This past Saturday, I took the redesigned SAT. Click here for Part 1 of my reflections on the experience. In Part 2 below, I give a few thoughts about each section of the exam. The College Board was very clear that test takers were not to reveal any specific questions that were on the test, so I will avoid doing that.
I found the 65-minute, 52-question Reading section of this new SAT to be easier than the Critical Reading sections of the old SAT. While the increased length of this section presented the biggest challenge, I preferred one long section to the old SAT’s three shorter, 25-minute sections. The passages seemed more straightforward and there was more time per question. Also, there are now only four answer choices as opposed to five. Since eliminating answer choices is such an important strategy, getting rid of three choices as opposed to four was a lot less mentally taxing and saved me a lot of time. I was able to finish this section with enough time to go back and check some answers.
After an indispensable bathroom and snack break (see my first post), the 35-minute, 44-question Writing & Language section was up. I found this section just as manageable as the first. There were so many predictable, formulaic questions testing rules of grammar and structure: subject-verb agreement, eliminating redundant phrases, it’s vs. its, etc. As long as students spend time practicing the right concepts for this section, they will feel comfortable. The only caveat is the time constraint: students need to be careful not to lose their concentration, even for just a minute. Students also need to be careful not to spend too much time double-checking answers. On any untimed test, I like to read a question a second or third time to make sure I am not missing something, but on this new SAT Writing & Language section, there was not enough time to do so.
The 25-minute, 20-question “No-Calculator” Math section was next. As expected, the first handful of questions were very basic high school-level math questions that took only 20 seconds or so each. Very quickly, however, the difficulty level ramped up. I struggled on a few of the hardest multiple choice and a few of the hardest “grid-in” problems. For me, it wasn’t so much the fact that I couldn’t use a calculator; it was more the fact that I hadn’t trained enough on some of the higher level strategies that I should have been ready to use. Since I hadn’t practiced enough with these tougher concepts before the test, I was forced to rely on a “brute-force” approach that didn’t give me enough time to finish every question, and may not have worked even if I had had a few extra minutes.

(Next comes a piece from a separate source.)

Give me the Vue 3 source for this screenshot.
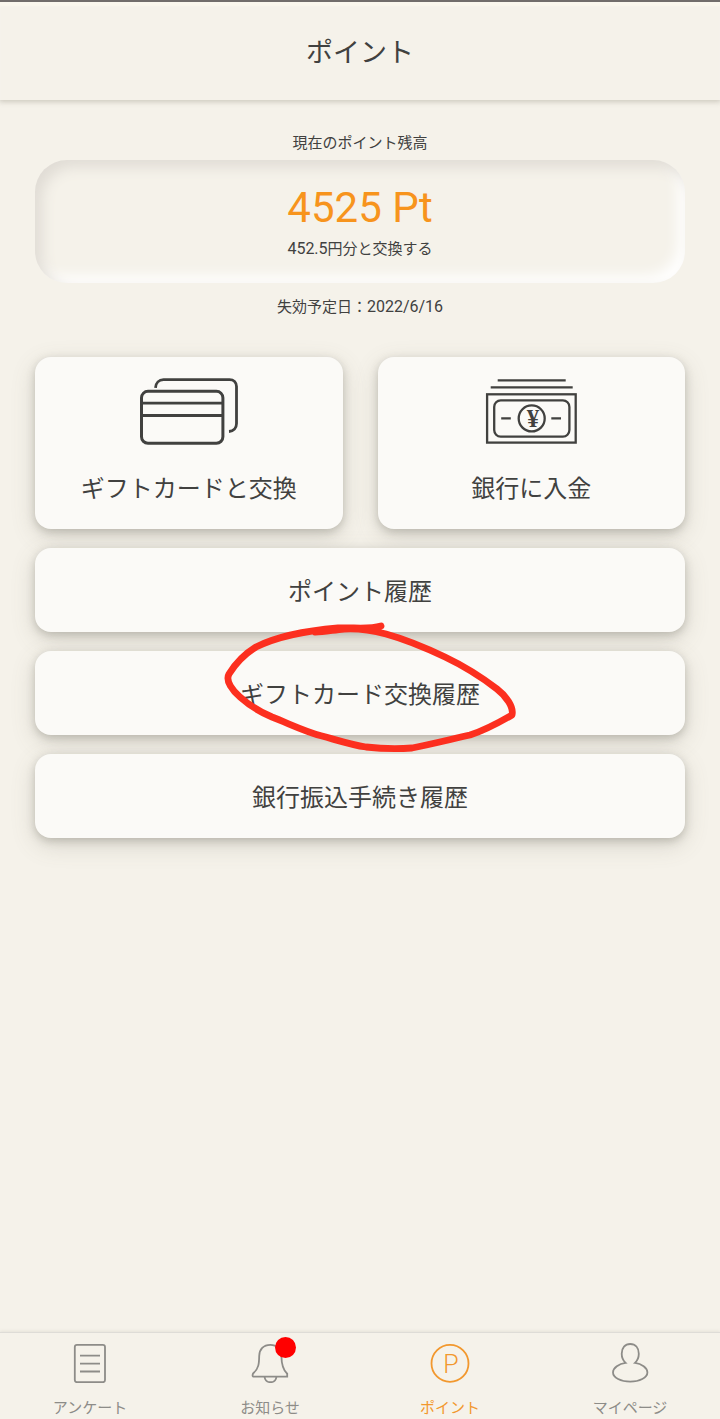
<script setup>
const histories = [
  { label: 'ポイント履歴', marked: false },
  { label: 'ギフトカード交換履歴', marked: true },
  { label: '銀行振込手続き履歴', marked: false },
]
</script>

<template>
  <div class="screen" lang="ja">
    <header class="header">
      <h1>ポイント</h1>
    </header>

    <main class="main">
      <section class="balance">
        <p class="note">現在のポイント残高</p>
        <div class="well">
          <p class="points">4525 Pt</p>
          <p class="note"><span class="num">452.5</span>円分と交換する</p>
        </div>
        <p class="note">失効予定日：<span class="num">2022/6/16</span></p>
      </section>

      <div class="cards">
        <button type="button" class="card">
          <svg width="98" height="67" viewBox="140 378 98 67" fill="none" stroke="currentColor" stroke-width="3" aria-hidden="true">
            <path d="M155.5 387.8C155.8 383 159 379.6 163.5 379.6H229.5C233.6 379.6 236.5 382.6 236.5 386.6V423.5C236.5 428 233.6 431.2 229 431.5" stroke-width="2.8" />
            <rect x="141.5" y="391.3" width="81.4" height="52" rx="6.5" />
            <path d="M141.5 403.2H223M141.5 415.5H223" stroke-width="2.8" />
          </svg>
          <span>ギフトカードと交換</span>
        </button>
        <button type="button" class="card">
          <svg width="94" height="67" viewBox="485 378 94 67" fill="none" stroke="currentColor" stroke-width="2.3" aria-hidden="true">
            <path d="M498.7 380.3H566.7M491.7 387.3H573.7" />
            <rect x="488.1" y="394.3" width="88.6" height="48.3" />
            <rect x="495.2" y="400.4" width="75.2" height="36.2" rx="6.5" />
            <circle cx="532.7" cy="418.4" r="13" />
            <path d="M502.2 418.4H511.8M552.3 418.4H562" />
            <text x="534" y="427" class="yen" text-anchor="middle">¥</text>
          </svg>
          <span>銀行に入金</span>
        </button>
      </div>

      <div v-for="item in histories" :key="item.label" class="row-wrap">
        <button type="button" class="row">{{ item.label }}</button>
        <svg v-if="item.marked" class="scribble" width="304" height="138" viewBox="218 618 304 138" aria-hidden="true">
          <path d="M381 626C368 630 352 627 338 628C302 631 276 637 256 647C243 655 234 666 229 674C225 681 233 691 240 697C250 706 260 712 272 717C290 724 306 732 322 736C340 741 352 745 366 747C384 749 398 749 412 748C432 744 452 739 470 735C486 730 500 722 512 715C514 707 506 696 497 689C484 679 466 667 445 657C424 647 404 639 386 634C371 630 359 628 344 629C333 630 324 632 315 632" />
        </svg>
      </div>
    </main>

    <nav class="tabs">
      <a href="#survey" class="tab">
        <span class="icon">
          <svg width="40" height="40" viewBox="0 0 40 40" aria-hidden="true">
            <rect x="4.8" y="1.8" width="30.2" height="37.4" rx="2.2" />
            <path d="M10 12.7H30M10 20.6H30M10 28.5H30" />
          </svg>
        </span>
        <span>アンケート</span>
      </a>
      <a href="#news" class="tab">
        <span class="icon">
          <svg width="40" height="40" viewBox="0 0 40 40" aria-hidden="true">
            <path d="M20.3 1.8C13.5 1.8 9.3 6.5 9.2 13C9.1 20.5 8.7 25.5 3.5 30C2.3 31.2 2.3 33.6 3.3 33.6H37.2V30.7C33 27 31.5 21.5 31.4 13C31.3 6.5 27 1.8 20.3 1.8Z" />
            <path d="M14.6 34C15 37.4 17.2 39.2 20.5 39.2S26 37.4 26.4 34" />
          </svg>
          <span class="badge"></span>
        </span>
        <span>お知らせ</span>
      </a>
      <a href="#points" class="tab active" aria-current="page">
        <span class="icon">
          <svg width="40" height="40" viewBox="0 0 40 40" aria-hidden="true">
            <circle cx="20" cy="20.4" r="18.5" />
            <text x="21" y="30" class="pee" text-anchor="middle">P</text>
          </svg>
        </span>
        <span>ポイント</span>
      </a>
      <a href="#mypage" class="tab">
        <span class="icon">
          <svg width="40" height="40" viewBox="0 0 40 40" aria-hidden="true">
            <path d="M15.6 19.8C13 17.4 11.7 14.5 11.7 10.7C11.7 4.8 15 1 20.2 1S28.8 4.8 28.8 10.7C28.8 14.5 27.6 17.4 25 19.8C31.5 20.6 37.4 25 37.4 29.4C37.4 34.6 29.5 38.6 20.2 38.6S3 34.6 3 29.4C3 25 9 20.6 15.6 19.8Z" />
          </svg>
        </span>
        <span>マイページ</span>
      </a>
    </nav>
  </div>
</template>

<style>
body {
  background: #f5f2ea;
}
</style>

<style scoped>
.screen {
  min-height: 100vh;
  display: flex;
  flex-direction: column;
  box-sizing: border-box;
  background: #f5f2ea;
  color: #41413f;
  font-family: Roboto, "Noto Sans CJK JP", sans-serif;
}
.header {
  height: 100px;
  box-sizing: border-box;
  padding-top: 4px;
  border-top: 2px solid #716d6b;
  display: flex;
  align-items: center;
  justify-content: center;
  box-shadow: inset 0 5px 2px -1px #faf7ee, 0 1px 5px 1px rgba(120, 112, 95, 0.3);
}
h1 {
  margin: 0;
  font-size: 27px;
  font-weight: 400;
  line-height: 40px;
}
p {
  margin: 0;
}
.main {
  flex: 1;
  padding: 33px 35px;
  display: flex;
  flex-direction: column;
  gap: 19px;
}
.balance {
  text-align: center;
  margin-bottom: 21px;
}
.note {
  font-size: 15px;
  line-height: 20px;
}
.num {
  font-size: 16px;
}
.well {
  margin: 7px 0 14px;
  padding: 24px 0;
  border-radius: 32px;
  box-shadow: inset 7px 7px 14px #e0dcd5, inset -7px -7px 14px #ffffff;
}
.points {
  font-size: 42px;
  line-height: 48px;
  margin-bottom: 7px;
  color: #f7941d;
}
.cards {
  display: grid;
  grid-template-columns: 1fr 1fr;
  gap: 35px;
}
.card,
.row {
  width: 100%;
  border: 0;
  border-radius: 16px;
  background: #fbfaf7;
  box-shadow: 0 7px 24px rgba(100, 95, 80, 0.2), 0 3px 8px rgba(90, 88, 78, 0.28);
  color: inherit;
  font: inherit;
  font-size: 24px;
  line-height: 32px;
}
.card {
  padding: 21px 0 24px;
  display: flex;
  flex-direction: column;
  align-items: center;
  gap: 28px;
}
.row {
  display: block;
  padding: 28px 0 24px;
}
.row-wrap {
  position: relative;
}
.scribble {
  position: absolute;
  z-index: 1;
  top: -33px;
  left: calc(50% - 142px);
  pointer-events: none;
  fill: none;
  stroke: #fc2f1f;
  stroke-width: 6.8;
  stroke-linecap: round;
  stroke-linejoin: round;
}
.yen {
  font-family: "Liberation Serif", serif;
  font-size: 25px;
  font-weight: 700;
  fill: currentColor;
  stroke: none;
}
.tabs {
  display: grid;
  grid-template-columns: repeat(4, 1fr);
  border-top: 1px solid #dedcd7;
  box-shadow: 0 -1px 3px rgba(120, 112, 95, 0.12);
}
.tab {
  display: flex;
  flex-direction: column;
  align-items: center;
  gap: 15px;
  padding: 10px 0 1px;
  font-size: 15px;
  line-height: 20px;
  color: #8d8c88;
  text-decoration: none;
}
.active {
  color: #f2982e;
}
.icon {
  position: relative;
  height: 40px;
}
.icon svg {
  display: block;
  fill: none;
  stroke: currentColor;
  stroke-width: 1.8;
}
.icon .pee {
  font-family: Roboto, sans-serif;
  font-size: 25px;
  font-weight: 300;
  fill: currentColor;
  stroke: none;
}
.badge {
  position: absolute;
  top: -6px;
  left: 25px;
  width: 21px;
  height: 21px;
  border-radius: 50%;
  background: #ff0000;
}
</style>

After a second, shorter bathroom and snack break (don’t forget to bring a snack to eat during each break––it doesn’t make sense to starve your brain for 5 hours) the 55-minute, 38-question “Calculator Allowed” Math section was up next. My experience here was similar to the one I had on the first math section: many of the questions covered basic concepts for which I was well prepared, but a few advanced math questions gave me trouble. While I knew there were faster ways to solve the problems, I found myself underprepared to handle them. Also, both sections were very “reading-heavy”; while we knew this was coming from our review of the practice tests the College Board had released, the increased wordiness of the question text was still something that stood out as a difference from the old SAT.
The big takeaway for me––and the thought that kept going through my head––was, “this is a test students can train for and improve on.” The College Board has told us what question types and content the revised SAT will test. If a student follows a legitimate study plan and puts in enough repetition and practice, that student will not be caught off guard by this test and will recognize many predictable questions.
I signed up to take the optional essay section, and can say that it is a much improved writing exercise. Having 50 minutes to complete the writing assignment gave me the time to craft what I felt was a well-organized essay. The task––which requires students to explain how the author of a provided written work builds an argument––is a worthwhile challenge for a high school student looking to make a successful transition to college: we all know that being a strong writer is crucial to college success. If I were a college admissions officer, I would use the essay as a factor in an admissions decision; I would find peace of mind in the fact that this is one writing sample the student had to complete without any help, and without relying on opinion or questionable facts.
All in all, this test was exactly what the College Board said it would be: lots of reading (even on the math), questions with a great deal of real-world context built in, algebra-dominant, and lacking in geometry. For students who prepared using the right materials, there were undoubtedly many questions that came as no surprise. But for students who don’t prepare or who easily lose their focus, this test is going to be a long and frustrating five hours.